Morbius is Badius

Much delayed and helmed by Jared Leto, Morbius disappoints in every way.

The worst thing a superhero movie can do at this point, besides offending Martin Scorsese, is to be boring. These movies are meant to lull us through plane journeys or entertain when all our brains crave are good-looking magic people squeezed into ludicrous outfits and flying around with some kind of moral dilemma that makes them need to kiss and kill.

Unless you have a third reason for watching these movies, like you can’t sleep, I recommend avoiding director Daniel Espinosa’s Morbius. Tedious and silly, it regales us with the origin story of another character dusted off from the very back shelf of a comic bookstore. Dr. Michael Morbius, stonily played by legendary Method artiste Jared Leto, suffers from a debilitating blood disorder that he has dedicated his entire career to trying to cure. After rejecting a Nobel Prize for completely unclear reasons, he injects himself with bat DNA, turns into a super-strong vampire man, murders a bunch of people on a boat and CGI takes over his face. 

Jared Leto and CGI in Morbius

For a movie marketed as an origin tale, there is a good chunk of the story just skimmed over. Like you can hear the writers in their pitch just going: “Well, there’s a sick boy, blah blah blah, he becomes a vampire, blah blah blah, oh, now there’s a villain, blah blah blah, he kisses a girl, the end, let’s make money!” Matt Smith is cast as Milo Morbius, an inexplicably rich man and Morbius’s childhood friend/adoptive brother. Suffering from the same disease as his pal, he sneakily injects himself with bat juice and morphs into a bad boy. Kudos to Smith for trying to make this fun by dancing for about five seconds. While Leto’s Morbius is mad at himself for suddenly wanting to drink blood, Smith’s Morbius is all for it. The rest of the movie is them figuring that out while throwing themselves around in a whoosh of colours. 

Standing aimlessly on the sideline of these fight scenes are your usual suspects: the love interest (Adria Arjona as Martine Bancroft), the comic relief (Al Madrigal as the very not funny Agent Rodriguez), the good-cop ally (Tyrese Gibson as Simon Stroud) and whoever shows up in the post-credit scenes to let you know that there will, unfortunately, be more of this soon. I know a portion of the population believes Leto to be a good actor, perhaps because of his uncanny ability to quickly lose or gain weight and sometimes do funny voices, but he is phoning it in with this one. The Buffy-like vampire face effects and curtain of jet-black hair are doing all the work here while he barely blinks throughout. Maybe there are behind-the-scenes Method stories we haven’t heard yet, like the actor lived with a bat for a year or drank blood for the role, and that would at least make Morbius a little bit interesting from an anthropological perspective.

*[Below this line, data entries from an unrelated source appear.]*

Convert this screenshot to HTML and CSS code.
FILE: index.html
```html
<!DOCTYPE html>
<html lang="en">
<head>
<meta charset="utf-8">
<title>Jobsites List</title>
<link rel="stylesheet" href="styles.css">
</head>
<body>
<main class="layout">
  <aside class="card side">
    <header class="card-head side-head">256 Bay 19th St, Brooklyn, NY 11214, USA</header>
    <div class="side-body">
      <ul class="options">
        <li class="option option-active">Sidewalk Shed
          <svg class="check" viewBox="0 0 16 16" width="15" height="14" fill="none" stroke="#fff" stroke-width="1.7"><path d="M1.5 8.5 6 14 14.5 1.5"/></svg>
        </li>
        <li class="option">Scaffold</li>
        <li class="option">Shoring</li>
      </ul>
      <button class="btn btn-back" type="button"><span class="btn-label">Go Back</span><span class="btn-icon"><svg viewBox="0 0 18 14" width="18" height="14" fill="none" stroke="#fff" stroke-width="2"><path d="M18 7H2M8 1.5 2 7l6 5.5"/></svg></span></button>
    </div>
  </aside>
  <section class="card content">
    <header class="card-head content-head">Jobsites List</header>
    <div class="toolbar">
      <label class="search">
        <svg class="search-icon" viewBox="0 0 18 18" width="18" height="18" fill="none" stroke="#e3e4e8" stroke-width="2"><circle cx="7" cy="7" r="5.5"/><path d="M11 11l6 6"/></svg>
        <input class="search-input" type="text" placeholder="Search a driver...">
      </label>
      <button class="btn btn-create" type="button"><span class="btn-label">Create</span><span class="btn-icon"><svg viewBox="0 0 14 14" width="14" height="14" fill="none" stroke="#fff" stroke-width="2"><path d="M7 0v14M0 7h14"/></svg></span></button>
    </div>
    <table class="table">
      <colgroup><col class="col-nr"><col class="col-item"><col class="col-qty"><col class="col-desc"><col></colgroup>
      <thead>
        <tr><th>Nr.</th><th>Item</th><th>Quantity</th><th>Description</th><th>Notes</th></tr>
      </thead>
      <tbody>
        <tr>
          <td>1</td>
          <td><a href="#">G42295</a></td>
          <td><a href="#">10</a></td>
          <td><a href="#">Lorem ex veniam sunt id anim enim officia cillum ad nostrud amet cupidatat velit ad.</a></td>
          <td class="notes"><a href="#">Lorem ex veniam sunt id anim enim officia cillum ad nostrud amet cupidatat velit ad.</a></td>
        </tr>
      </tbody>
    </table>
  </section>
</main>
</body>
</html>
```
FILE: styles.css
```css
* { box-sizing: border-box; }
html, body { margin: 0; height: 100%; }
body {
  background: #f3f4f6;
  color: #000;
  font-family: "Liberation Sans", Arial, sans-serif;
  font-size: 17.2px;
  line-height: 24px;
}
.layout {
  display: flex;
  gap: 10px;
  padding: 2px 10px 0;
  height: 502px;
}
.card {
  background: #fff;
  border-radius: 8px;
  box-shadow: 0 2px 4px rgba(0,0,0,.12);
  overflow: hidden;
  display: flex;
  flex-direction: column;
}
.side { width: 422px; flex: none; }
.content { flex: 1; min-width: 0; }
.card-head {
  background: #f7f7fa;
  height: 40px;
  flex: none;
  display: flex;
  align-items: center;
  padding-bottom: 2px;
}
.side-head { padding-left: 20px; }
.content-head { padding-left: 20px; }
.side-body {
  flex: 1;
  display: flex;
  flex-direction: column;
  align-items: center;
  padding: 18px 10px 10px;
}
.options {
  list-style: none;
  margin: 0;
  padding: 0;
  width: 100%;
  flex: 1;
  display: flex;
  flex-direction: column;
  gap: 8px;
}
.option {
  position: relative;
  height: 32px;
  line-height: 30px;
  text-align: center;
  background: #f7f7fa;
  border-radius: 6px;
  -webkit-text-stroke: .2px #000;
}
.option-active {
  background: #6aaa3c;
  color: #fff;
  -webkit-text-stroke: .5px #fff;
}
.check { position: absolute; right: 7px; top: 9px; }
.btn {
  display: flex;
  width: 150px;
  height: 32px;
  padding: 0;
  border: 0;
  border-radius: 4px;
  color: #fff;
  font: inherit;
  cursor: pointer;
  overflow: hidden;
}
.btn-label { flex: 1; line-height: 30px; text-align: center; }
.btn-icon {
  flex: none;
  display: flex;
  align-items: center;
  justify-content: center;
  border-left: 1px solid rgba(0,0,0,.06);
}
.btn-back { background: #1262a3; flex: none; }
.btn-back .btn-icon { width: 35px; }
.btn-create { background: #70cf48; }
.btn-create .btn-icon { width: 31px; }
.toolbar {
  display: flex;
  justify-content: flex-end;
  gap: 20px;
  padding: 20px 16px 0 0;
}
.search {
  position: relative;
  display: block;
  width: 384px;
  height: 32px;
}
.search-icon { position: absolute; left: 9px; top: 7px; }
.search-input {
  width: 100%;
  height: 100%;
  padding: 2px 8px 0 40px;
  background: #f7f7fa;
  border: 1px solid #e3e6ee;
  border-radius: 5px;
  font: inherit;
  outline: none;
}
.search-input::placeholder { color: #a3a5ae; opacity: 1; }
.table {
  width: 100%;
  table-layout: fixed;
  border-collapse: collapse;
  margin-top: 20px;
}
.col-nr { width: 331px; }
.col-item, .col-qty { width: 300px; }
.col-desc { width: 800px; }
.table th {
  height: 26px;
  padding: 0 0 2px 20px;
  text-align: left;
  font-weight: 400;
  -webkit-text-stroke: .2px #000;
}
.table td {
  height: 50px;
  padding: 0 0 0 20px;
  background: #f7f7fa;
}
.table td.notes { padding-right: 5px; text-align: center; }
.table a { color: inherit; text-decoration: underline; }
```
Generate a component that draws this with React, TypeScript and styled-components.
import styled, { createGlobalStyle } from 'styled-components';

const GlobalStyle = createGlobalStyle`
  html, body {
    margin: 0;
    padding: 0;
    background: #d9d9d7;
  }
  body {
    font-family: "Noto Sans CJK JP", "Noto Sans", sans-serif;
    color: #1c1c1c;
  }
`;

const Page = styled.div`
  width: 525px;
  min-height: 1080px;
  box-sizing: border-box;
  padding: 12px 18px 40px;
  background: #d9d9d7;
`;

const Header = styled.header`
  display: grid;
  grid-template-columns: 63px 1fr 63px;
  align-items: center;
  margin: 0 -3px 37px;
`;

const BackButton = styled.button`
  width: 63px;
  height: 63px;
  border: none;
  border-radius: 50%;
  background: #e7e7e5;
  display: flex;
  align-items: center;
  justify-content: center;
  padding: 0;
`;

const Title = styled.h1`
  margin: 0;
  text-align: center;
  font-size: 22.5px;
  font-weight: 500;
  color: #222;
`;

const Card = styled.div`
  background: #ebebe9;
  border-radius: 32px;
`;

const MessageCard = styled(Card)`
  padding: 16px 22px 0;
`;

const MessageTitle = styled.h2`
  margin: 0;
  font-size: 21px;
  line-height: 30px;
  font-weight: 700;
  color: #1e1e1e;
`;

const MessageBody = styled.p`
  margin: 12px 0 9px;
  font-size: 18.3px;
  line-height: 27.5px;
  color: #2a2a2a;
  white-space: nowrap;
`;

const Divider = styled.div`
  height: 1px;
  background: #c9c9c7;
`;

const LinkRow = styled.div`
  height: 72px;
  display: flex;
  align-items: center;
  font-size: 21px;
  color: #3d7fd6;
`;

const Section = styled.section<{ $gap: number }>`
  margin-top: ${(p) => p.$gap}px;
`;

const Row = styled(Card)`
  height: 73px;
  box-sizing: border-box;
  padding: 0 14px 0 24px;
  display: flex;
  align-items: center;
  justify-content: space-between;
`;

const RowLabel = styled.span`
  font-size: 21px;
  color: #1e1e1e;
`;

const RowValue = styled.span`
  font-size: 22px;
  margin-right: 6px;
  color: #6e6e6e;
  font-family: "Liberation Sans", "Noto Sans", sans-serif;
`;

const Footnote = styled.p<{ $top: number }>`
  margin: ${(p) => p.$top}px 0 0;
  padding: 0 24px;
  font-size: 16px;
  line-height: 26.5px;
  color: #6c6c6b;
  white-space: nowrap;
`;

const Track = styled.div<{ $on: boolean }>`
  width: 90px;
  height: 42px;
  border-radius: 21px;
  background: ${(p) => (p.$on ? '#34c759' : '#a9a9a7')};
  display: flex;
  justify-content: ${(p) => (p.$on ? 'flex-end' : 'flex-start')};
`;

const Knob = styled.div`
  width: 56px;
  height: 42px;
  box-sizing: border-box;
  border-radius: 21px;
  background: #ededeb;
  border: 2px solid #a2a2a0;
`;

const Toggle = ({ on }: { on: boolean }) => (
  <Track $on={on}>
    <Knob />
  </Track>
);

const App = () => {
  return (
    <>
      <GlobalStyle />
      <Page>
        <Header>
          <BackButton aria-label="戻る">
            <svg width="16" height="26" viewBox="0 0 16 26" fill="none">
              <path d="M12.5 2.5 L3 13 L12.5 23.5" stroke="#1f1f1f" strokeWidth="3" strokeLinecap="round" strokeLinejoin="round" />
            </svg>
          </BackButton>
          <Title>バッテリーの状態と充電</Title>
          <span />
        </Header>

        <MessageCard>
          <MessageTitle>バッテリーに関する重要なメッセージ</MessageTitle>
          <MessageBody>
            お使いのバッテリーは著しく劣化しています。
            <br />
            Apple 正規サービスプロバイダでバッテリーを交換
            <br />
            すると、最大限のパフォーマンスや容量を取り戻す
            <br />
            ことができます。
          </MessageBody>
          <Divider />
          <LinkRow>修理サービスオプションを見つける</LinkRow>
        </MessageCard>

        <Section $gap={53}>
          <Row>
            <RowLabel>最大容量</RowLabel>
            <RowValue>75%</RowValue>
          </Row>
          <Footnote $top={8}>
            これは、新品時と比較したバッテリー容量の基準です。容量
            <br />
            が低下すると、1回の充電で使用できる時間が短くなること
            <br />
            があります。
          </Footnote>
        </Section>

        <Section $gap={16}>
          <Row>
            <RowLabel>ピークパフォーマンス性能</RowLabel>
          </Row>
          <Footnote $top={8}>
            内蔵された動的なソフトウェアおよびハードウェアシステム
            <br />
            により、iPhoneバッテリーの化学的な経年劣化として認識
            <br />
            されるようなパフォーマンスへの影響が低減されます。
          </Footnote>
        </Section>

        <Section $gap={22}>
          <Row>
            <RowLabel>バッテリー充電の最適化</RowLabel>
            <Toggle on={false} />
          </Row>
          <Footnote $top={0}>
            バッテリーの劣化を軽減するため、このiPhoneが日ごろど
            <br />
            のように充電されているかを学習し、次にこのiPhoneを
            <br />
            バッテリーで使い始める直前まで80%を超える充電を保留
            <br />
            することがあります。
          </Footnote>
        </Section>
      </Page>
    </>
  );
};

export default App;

If you’ve managed to keep up with everything Marvel does and don’t giggle at “the multiverse,” you’ll know that Morbius is part of Sony’s little Spider-Man world and not an official addition to the infinite MCU we now live in. Regardless, it’ll all be one big movie eventually anyway, and this is a missed opportunity to delve into the world of monsters and vampires. It would have been more satisfying to go full-on goofy like the Venom movies or really lean into the horror. Instead, this is stuck in a bland in-between. Hopefully, they don’t botch it as badly when they add in Morbius’s comic-book nemesis and remake Blade. ■

Morbius, directed by Daniel Espinosa

Morbius opens in Montreal theatres on Friday, April 1.